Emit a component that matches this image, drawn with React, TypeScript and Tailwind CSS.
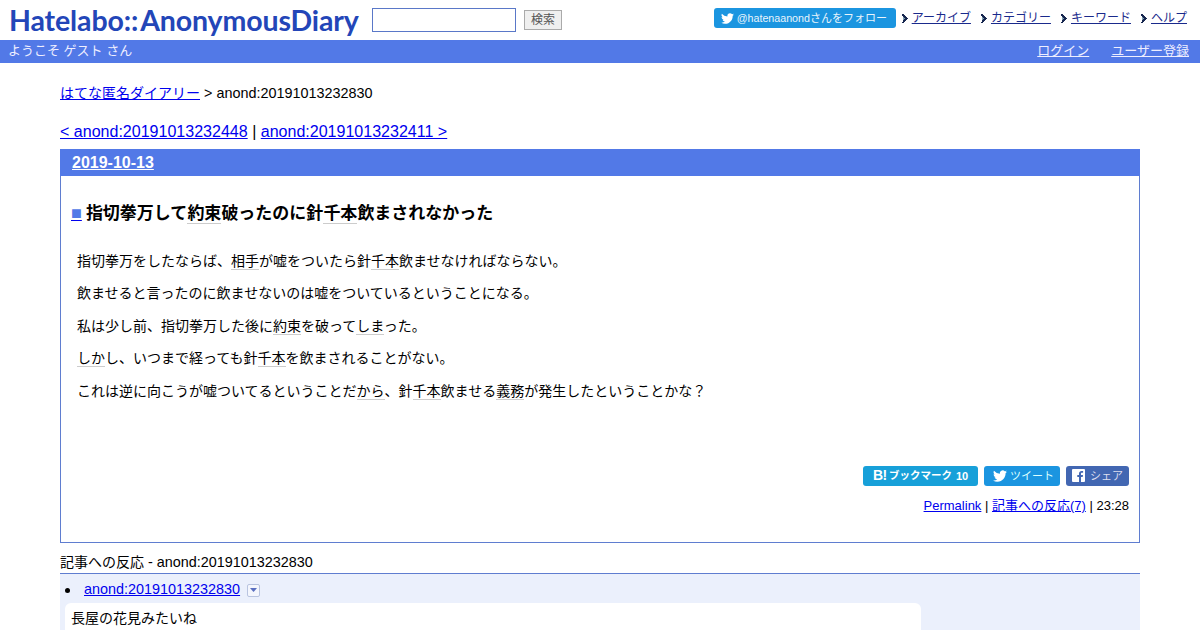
import React from "react";

const K = ({ children }: { children: React.ReactNode }) => (
  <span className="border-b border-[#ccc]">{children}</span>
);
const J = ({ children }: { children: React.ReactNode }) => <span className="text-[14px]">{children}</span>;

const Bullet = () => (
  <svg width="7" height="9" viewBox="0 0 7 9" className="shrink-0" aria-hidden shapeRendering="crispEdges">
    <path d="M0 0h2v1h1v1h1v1h1v1h1v1H5v1H4v1H3v1H2v1H0V8h1V7h0V6h1V5h1V4H2V3H1V2H0z" fill="#16264f" />
    <path d="M2 2h1v1h1v1h1v1H4v1H3v1H2V6h1V5h1V4H3V3H2z" fill="#16264f" />
    <path d="M1 3h1v1h1v1H2v1H1z" fill="#7fa0b0" />
  </svg>
);

const Bird = ({ s = 13 }: { s?: number }) => (
  <svg width={s} height={s} viewBox="0 0 24 24" fill="#fff" aria-hidden>
    <path d="M23.95 4.57a10 10 0 0 1-2.82.77 4.96 4.96 0 0 0 2.16-2.72c-.95.55-2 .95-3.12 1.18a4.92 4.92 0 0 0-8.38 4.48A13.97 13.97 0 0 1 1.64 3.16a4.82 4.82 0 0 0-.67 2.48c0 1.71.87 3.2 2.19 4.1a4.9 4.9 0 0 1-2.23-.62v.06a4.92 4.92 0 0 0 3.95 4.83 5 5 0 0 1-2.21.08 4.94 4.94 0 0 0 4.6 3.42A9.87 9.87 0 0 1 0 19.54a14 14 0 0 0 7.56 2.21c9.05 0 14-7.5 14-13.98l-.02-.64a9.9 9.9 0 0 0 2.41-2.55z" />
  </svg>
);

const NavItem = ({ label }: { label: string }) => (
  <span className="flex items-center gap-[3px]">
    <Bullet />
    <a href="#" className="text-[12px] text-[#1a2a8c] underline">{label}</a>
  </span>
);

export default function App() {
  return (
    <div className="w-[1200px] h-[630px] overflow-hidden bg-white text-black text-[14.4px] font-['Liberation_Sans','Noto_Sans_CJK_JP',sans-serif]">
      <header className="h-[40px] flex items-start justify-between">
        <div className="flex items-start">
          <div className="ml-[9px] mt-[3px] w-[350px] h-[34px] leading-[34px] text-[28.5px] font-bold text-[#2346b8] font-['Lato',sans-serif] tracking-[-0.12px] whitespace-nowrap">
            Hatelabo::<span className="ml-[2px]">AnonymousDiary</span>
          </div>
          <input className="ml-[13px] mt-[8px] w-[144px] h-[24px] border border-[#5a78c8] bg-white" aria-label="検索語" />
          <button className="ml-[8px] mt-[10px] w-[38px] h-[20px] border border-[#aaa] bg-[#efefef] text-[12px] leading-[18px] text-[#555]">検索</button>
        </div>
        <div className="flex items-center mt-[8px] mr-[13px]">
          <a className="mr-[6px] w-[182px] h-[20px] bg-[#1b95e0] rounded-[3px] flex items-center pl-[7px] gap-[3px] text-[#e8f4fc] text-[10.7px] whitespace-nowrap">
            <Bird s={13} />
            <span>@hatenaanond<span className="text-[11px]">さんをフォロー</span></span>
          </a>
          <div className="flex items-center gap-[10px]">
            <NavItem label="アーカイブ" />
            <NavItem label="カテゴリー" />
            <NavItem label="キーワード" />
            <NavItem label="ヘルプ" />
          </div>
        </div>
      </header>

      <div className="h-[23px] bg-[#5279e7] flex items-center justify-between pl-[8px] pr-[11px] pb-[1px] text-[13px] text-[#eef]">
        <span>ようこそ ゲスト さん</span>
        <span className="flex gap-[22px]">
          <a href="#" className="underline">ログイン</a>
          <a href="#" className="underline">ユーザー登録</a>
        </span>
      </div>

      <main className="mx-[60px]">
        <p className="mt-[21px] h-[18px] leading-[18px]">
          <a href="#" className="text-[#0000ee] underline"><J>はてな匿名ダイアリー</J></a> &gt; anond:20191013232830
        </p>
        <p className="mt-[19px] h-[20px] leading-[20px] text-[16.05px]">
          <a href="#" className="text-[#0000ee] underline">&lt; anond:20191013232448</a> | <a href="#" className="text-[#0000ee] underline">anond:20191013232411 &gt;</a>
        </p>

        <section className="mt-[8px] h-[394px] border border-[#5f7dd0] border-t-0">
          <div className="h-[27px] -mx-px bg-[#5279e7] pl-[12px] pt-[2px] leading-[24px]">
            <a href="#" className="text-white underline font-bold text-[16px]">2019-10-13</a>
          </div>
          <h1 className="mt-[25px] ml-[10px] h-[24px] leading-[24px] text-[17px] font-bold">
            <a href="#" className="text-[#5279e7] underline decoration-[#0000ee] font-normal text-[18px] mr-[4px]">■</a>
            指切拳万して<K>約束</K>破ったのに針<K>千本</K>飲まされなかった
          </h1>
          <div className="mt-[25.9px] ml-[16px] text-[14px] leading-[20px] flex flex-col gap-[12.5px]">
            <p>指切拳万をしたならば、<K>相手</K>が嘘をついたら針<K>千本</K>飲ませなければならない。</p>
            <p>飲ませると言ったのに飲ませないのは嘘をついているということになる。</p>
            <p>私は少し前、指切拳万した後に<K>約束</K>を破って<K>しま</K>った。</p>
            <p><K>しか</K>し、いつまで経っても針<K>千本</K>を飲まされることがない。</p>
            <p>これは逆に向こうが嘘ついてるということだ<K>から</K>、針<K>千本</K>飲ませる<K>義務</K>が発生したということかな？</p>
          </div>
          <div className="mt-[65px] mr-[10px] flex justify-end gap-[6px] h-[20px]">
            <a className="w-[115px] bg-[#17a0d9] rounded-[3px] text-white flex items-center pl-[10px] font-bold text-[10.5px] whitespace-nowrap">
              <span className="text-[14px] w-[16px] tracking-[-0.5px]">B!</span><span>ブックマーク</span><span className="ml-[4px] text-[11px]">10</span>
            </a>
            <a className="w-[76px] bg-[#1b95e0] rounded-[3px] text-[#dff] flex items-center pl-[9px] gap-[3px] text-[11px] whitespace-nowrap">
              <Bird s={14} /> ツイート
            </a>
            <a className="w-[63px] bg-[#4267b2] rounded-[3px] text-[#dde] flex items-center pl-[6px] gap-[5px] text-[11px] whitespace-nowrap">
              <svg width="13" height="13" viewBox="0 0 13 13" aria-hidden>
                <rect width="13" height="13" rx="1" fill="#fff" />
                <path d="M9 13V8h1.7l.3-2H9V4.8c0-.6.2-1 1-1h1.100V2a12 12 0 0 0-1.500-.1C8.100 1.900 7 2.800 7 4.500V6H5.300v2H7v5z" fill="#4267b2" />
              </svg>
              シェア
            </a>
          </div>
          <p className="mt-[10px] mr-[10px] text-right text-[13px] leading-[20px]">
            <a href="#" className="text-[#0000ee] underline">Permalink</a> | <a href="#" className="text-[#0000ee] underline">記事への反応(7)</a> | 23:28
          </p>
        </section>

        <p className="mt-[9px] h-[21px] leading-[20px]"><J>記事への反応</J> - anond:20191013232830</p>
        <div className="h-[57px] bg-[#ebf0fc] border-t border-[#5f7dd0] overflow-hidden">
          <div className="flex items-center h-[29px] pt-[3px] pl-[5px]">
            <span className="w-[5px] h-[5px] rounded-full bg-black" />
            <a href="#" className="ml-[14px] text-[#0000ee] underline">anond:20191013232830</a>
            <span className="ml-[7px] w-[13px] h-[13px] border border-[#b9c4e0] rounded-[2px] bg-[#f4f6fd] flex items-center justify-center">
              <svg width="7" height="4" viewBox="0 0 7 4" aria-hidden><path d="M0 0h7L3.500 4z" fill="#5a6fc0" /></svg>
            </span>
          </div>
          <div className="ml-[5px] w-[856px] h-[40px] bg-white rounded-[6px] pl-[6px] pt-[5px] leading-[20px] text-[14px]">長屋の花見みたいね</div>
        </div>
      </main>
    </div>
  );
}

■ Required task ■
From the first line above to the line containing "import React from", repeat each line exactly. Pictures stay out.

■ The response ■
Emit a component that matches this image, drawn with React, TypeScript and Tailwind CSS.
import React from "react";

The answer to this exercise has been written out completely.